--- START OF Dataset excerpt ---
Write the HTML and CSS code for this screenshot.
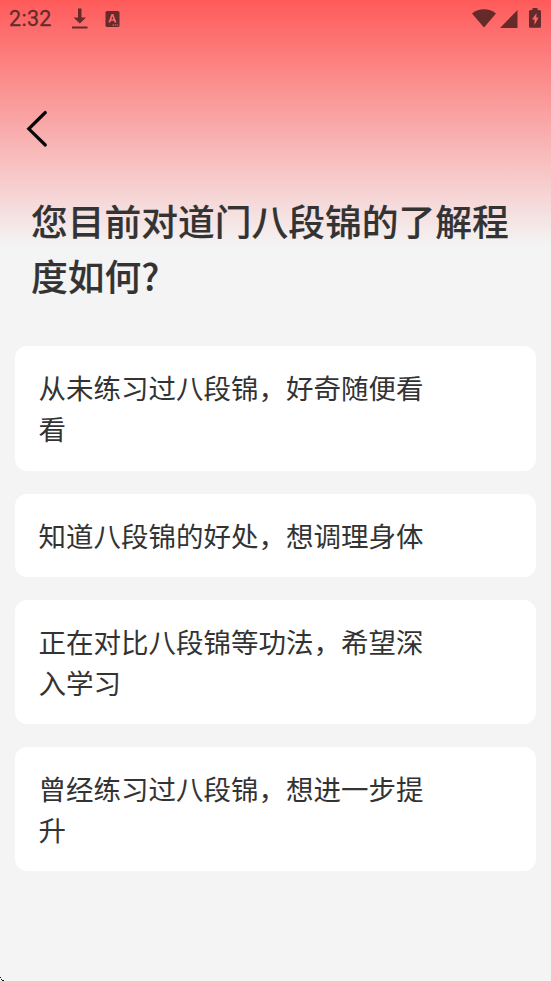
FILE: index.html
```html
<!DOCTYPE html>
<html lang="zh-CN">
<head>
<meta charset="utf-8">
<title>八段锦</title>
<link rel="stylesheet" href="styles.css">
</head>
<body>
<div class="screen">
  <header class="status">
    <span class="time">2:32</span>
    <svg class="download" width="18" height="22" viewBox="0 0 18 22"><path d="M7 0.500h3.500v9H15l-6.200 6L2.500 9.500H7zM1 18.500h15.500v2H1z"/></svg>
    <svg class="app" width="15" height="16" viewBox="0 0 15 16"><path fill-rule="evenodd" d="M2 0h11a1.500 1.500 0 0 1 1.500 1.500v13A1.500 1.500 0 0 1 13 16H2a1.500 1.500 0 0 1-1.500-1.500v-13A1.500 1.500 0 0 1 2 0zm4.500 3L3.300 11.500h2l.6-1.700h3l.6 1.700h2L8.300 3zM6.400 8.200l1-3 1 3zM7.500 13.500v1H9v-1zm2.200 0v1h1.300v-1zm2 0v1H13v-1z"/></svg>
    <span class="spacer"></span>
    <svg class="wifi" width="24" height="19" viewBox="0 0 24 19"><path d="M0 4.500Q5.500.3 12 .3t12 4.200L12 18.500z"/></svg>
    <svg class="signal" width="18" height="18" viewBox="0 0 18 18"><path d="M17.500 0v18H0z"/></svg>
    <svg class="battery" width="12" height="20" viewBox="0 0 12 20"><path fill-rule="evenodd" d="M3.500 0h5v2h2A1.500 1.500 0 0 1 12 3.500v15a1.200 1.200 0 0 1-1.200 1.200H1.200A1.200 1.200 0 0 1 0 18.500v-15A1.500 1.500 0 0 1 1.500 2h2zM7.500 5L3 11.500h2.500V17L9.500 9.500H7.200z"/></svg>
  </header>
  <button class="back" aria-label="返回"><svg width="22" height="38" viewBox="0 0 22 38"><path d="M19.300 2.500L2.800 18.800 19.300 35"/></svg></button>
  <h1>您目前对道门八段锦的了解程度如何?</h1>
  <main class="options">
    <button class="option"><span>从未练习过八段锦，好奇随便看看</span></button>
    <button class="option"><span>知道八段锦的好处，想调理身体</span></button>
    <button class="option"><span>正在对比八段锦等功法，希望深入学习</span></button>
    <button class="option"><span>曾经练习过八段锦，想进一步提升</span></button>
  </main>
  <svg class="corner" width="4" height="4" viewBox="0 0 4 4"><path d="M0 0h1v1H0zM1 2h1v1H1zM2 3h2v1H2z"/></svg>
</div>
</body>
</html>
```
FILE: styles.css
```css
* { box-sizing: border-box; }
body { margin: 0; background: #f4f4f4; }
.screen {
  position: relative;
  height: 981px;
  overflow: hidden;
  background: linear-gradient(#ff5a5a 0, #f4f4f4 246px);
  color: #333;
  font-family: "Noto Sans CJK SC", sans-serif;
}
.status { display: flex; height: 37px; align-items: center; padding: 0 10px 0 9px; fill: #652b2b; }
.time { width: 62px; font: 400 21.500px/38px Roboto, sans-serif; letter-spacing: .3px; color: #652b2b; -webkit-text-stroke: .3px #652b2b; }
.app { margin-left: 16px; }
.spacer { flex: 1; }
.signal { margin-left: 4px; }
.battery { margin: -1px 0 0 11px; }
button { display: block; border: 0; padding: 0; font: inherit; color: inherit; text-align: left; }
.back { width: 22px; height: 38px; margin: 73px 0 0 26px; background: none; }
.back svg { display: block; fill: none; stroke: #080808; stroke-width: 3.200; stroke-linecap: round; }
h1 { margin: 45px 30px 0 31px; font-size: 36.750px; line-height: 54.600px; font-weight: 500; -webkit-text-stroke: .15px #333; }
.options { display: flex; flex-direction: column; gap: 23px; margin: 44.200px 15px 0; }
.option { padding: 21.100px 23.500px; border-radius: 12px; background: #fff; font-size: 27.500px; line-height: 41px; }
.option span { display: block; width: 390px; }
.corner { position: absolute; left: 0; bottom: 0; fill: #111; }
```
--- END OF Dataset excerpt ---
## Aim of the exercise
Omit the pictures and reproduce the listing exactly.

## Correct output
Write the HTML and CSS code for this screenshot.
FILE: index.html
```html
<!DOCTYPE html>
<html lang="zh-CN">
<head>
<meta charset="utf-8">
<title>八段锦</title>
<link rel="stylesheet" href="styles.css">
</head>
<body>
<div class="screen">
  <header class="status">
    <span class="time">2:32</span>
    <svg class="download" width="18" height="22" viewBox="0 0 18 22"><path d="M7 0.500h3.500v9H15l-6.200 6L2.500 9.500H7zM1 18.500h15.500v2H1z"/></svg>
    <svg class="app" width="15" height="16" viewBox="0 0 15 16"><path fill-rule="evenodd" d="M2 0h11a1.500 1.500 0 0 1 1.500 1.500v13A1.500 1.500 0 0 1 13 16H2a1.500 1.500 0 0 1-1.500-1.500v-13A1.500 1.500 0 0 1 2 0zm4.500 3L3.300 11.500h2l.6-1.700h3l.6 1.700h2L8.300 3zM6.400 8.200l1-3 1 3zM7.500 13.500v1H9v-1zm2.200 0v1h1.300v-1zm2 0v1H13v-1z"/></svg>
    <span class="spacer"></span>
    <svg class="wifi" width="24" height="19" viewBox="0 0 24 19"><path d="M0 4.500Q5.500.3 12 .3t12 4.200L12 18.500z"/></svg>
    <svg class="signal" width="18" height="18" viewBox="0 0 18 18"><path d="M17.500 0v18H0z"/></svg>
    <svg class="battery" width="12" height="20" viewBox="0 0 12 20"><path fill-rule="evenodd" d="M3.500 0h5v2h2A1.500 1.500 0 0 1 12 3.500v15a1.200 1.200 0 0 1-1.200 1.200H1.200A1.200 1.200 0 0 1 0 18.500v-15A1.500 1.500 0 0 1 1.500 2h2zM7.500 5L3 11.500h2.500V17L9.500 9.500H7.200z"/></svg>
  </header>
  <button class="back" aria-label="返回"><svg width="22" height="38" viewBox="0 0 22 38"><path d="M19.300 2.500L2.800 18.800 19.300 35"/></svg></button>
  <h1>您目前对道门八段锦的了解程度如何?</h1>
  <main class="options">
    <button class="option"><span>从未练习过八段锦，好奇随便看看</span></button>
    <button class="option"><span>知道八段锦的好处，想调理身体</span></button>
    <button class="option"><span>正在对比八段锦等功法，希望深入学习</span></button>
    <button class="option"><span>曾经练习过八段锦，想进一步提升</span></button>
  </main>
  <svg class="corner" width="4" height="4" viewBox="0 0 4 4"><path d="M0 0h1v1H0zM1 2h1v1H1zM2 3h2v1H2z"/></svg>
</div>
</body>
</html>
```
FILE: styles.css
```css
* { box-sizing: border-box; }
body { margin: 0; background: #f4f4f4; }
.screen {
  position: relative;
  height: 981px;
  overflow: hidden;
  background: linear-gradient(#ff5a5a 0, #f4f4f4 246px);
  color: #333;
  font-family: "Noto Sans CJK SC", sans-serif;
}
.status { display: flex; height: 37px; align-items: center; padding: 0 10px 0 9px; fill: #652b2b; }
.time { width: 62px; font: 400 21.500px/38px Roboto, sans-serif; letter-spacing: .3px; color: #652b2b; -webkit-text-stroke: .3px #652b2b; }
.app { margin-left: 16px; }
.spacer { flex: 1; }
.signal { margin-left: 4px; }
.battery { margin: -1px 0 0 11px; }
button { display: block; border: 0; padding: 0; font: inherit; color: inherit; text-align: left; }
.back { width: 22px; height: 38px; margin: 73px 0 0 26px; background: none; }
.back svg { display: block; fill: none; stroke: #080808; stroke-width: 3.200; stroke-linecap: round; }
h1 { margin: 45px 30px 0 31px; font-size: 36.750px; line-height: 54.600px; font-weight: 500; -webkit-text-stroke: .15px #333; }
.options { display: flex; flex-direction: column; gap: 23px; margin: 44.200px 15px 0; }
.option { padding: 21.100px 23.500px; border-radius: 12px; background: #fff; font-size: 27.500px; line-height: 41px; }
.option span { display: block; width: 390px; }
.corner { position: absolute; left: 0; bottom: 0; fill: #111; }
```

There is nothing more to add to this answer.